Flexible anchor-based multi-view clustering with low-rank decomposition

Multi-view subspace clustering have attracted more attention recently due to their promising capabilities to reveal the underlying structure between data points. Nonetheless, most current methods endure high time computational complexity, that results in the inapplicability to medium and large-scale datasets. In addition, attributing to the existence of heterogeneous noise, it is tremendously arduous to study an effective low-dimensional subspace structure directly from the raw data points, leading to underperforming clustering results. To tackle these obstacles, we propose Flexible Anchor-based Multi-view Clustering with Low-rank Decomposition (FAMCL) method that combines the anchor learning with the learnable low-rank matrix factorization strategy. Specifically, the anchor point learning and anchor graph construction are fused into a joint optimization framework, which provides a solid foundation to boost the specific representations within different views.
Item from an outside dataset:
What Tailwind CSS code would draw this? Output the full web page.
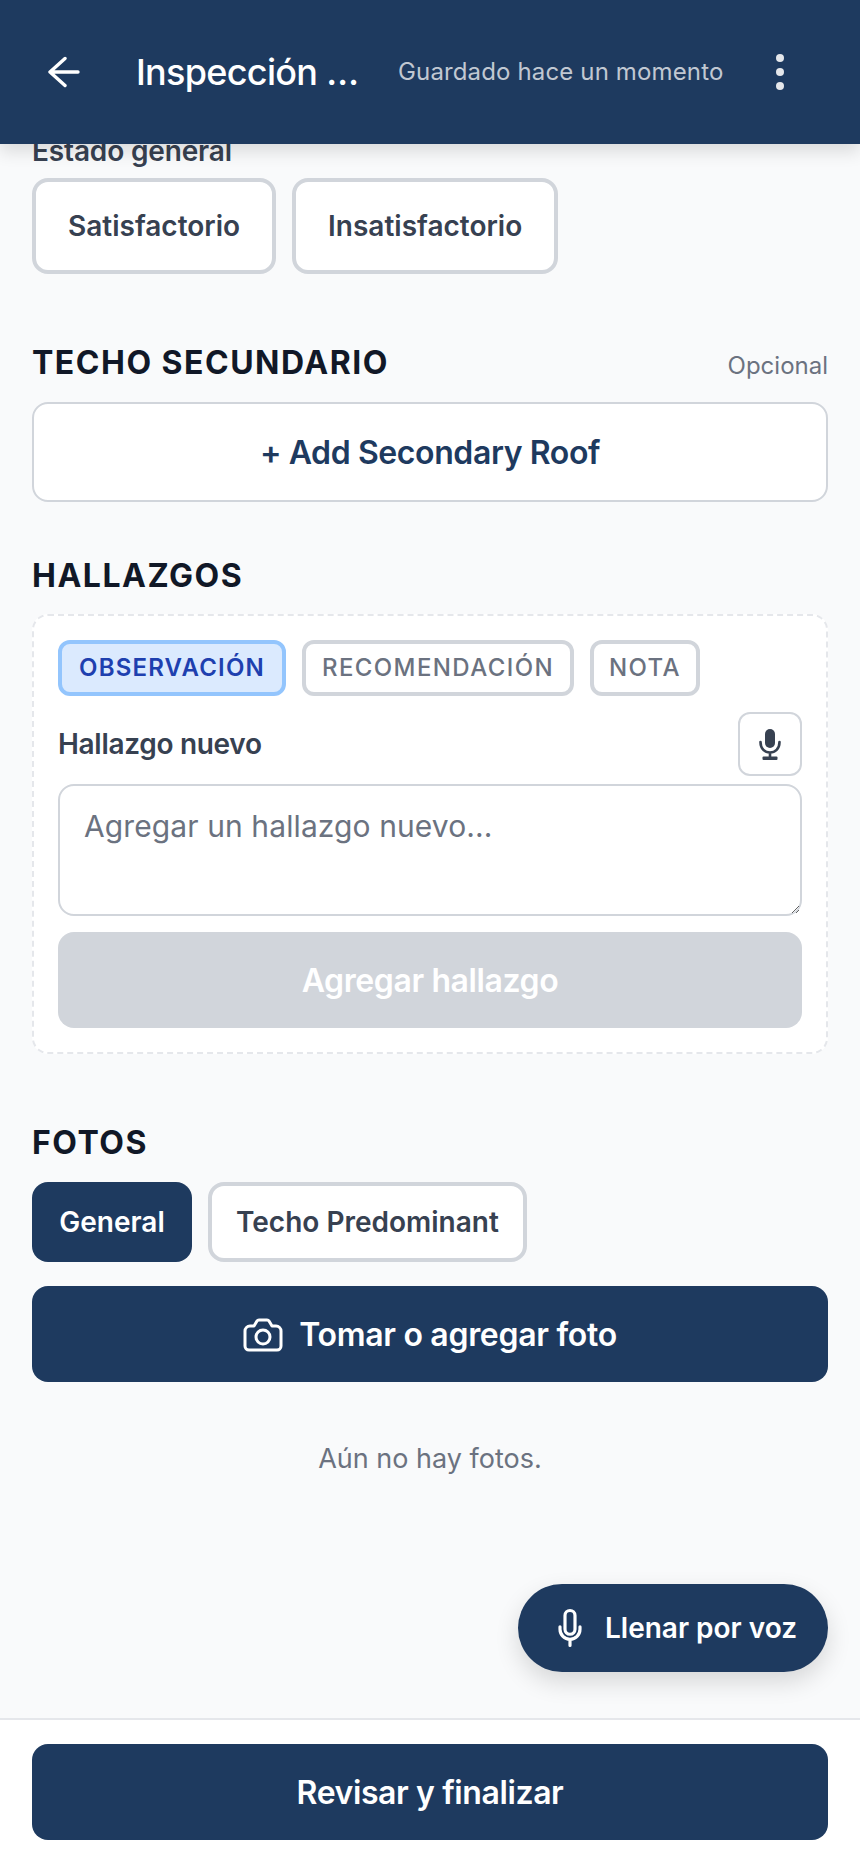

To delve deeper into the underlying structure, a low-rank decomposition strategy is applied, decomposing the anchor graph matrix into two components: an orthogonal matrix and a latent representation. Furthermore, an effective alternating direction iterative method with augmented Lagrangian multiplier is introduced to optimize our model. Extensive experiments on seven standard multi-view datasets demonstrate the advantages of FAMCL over other progressive methods.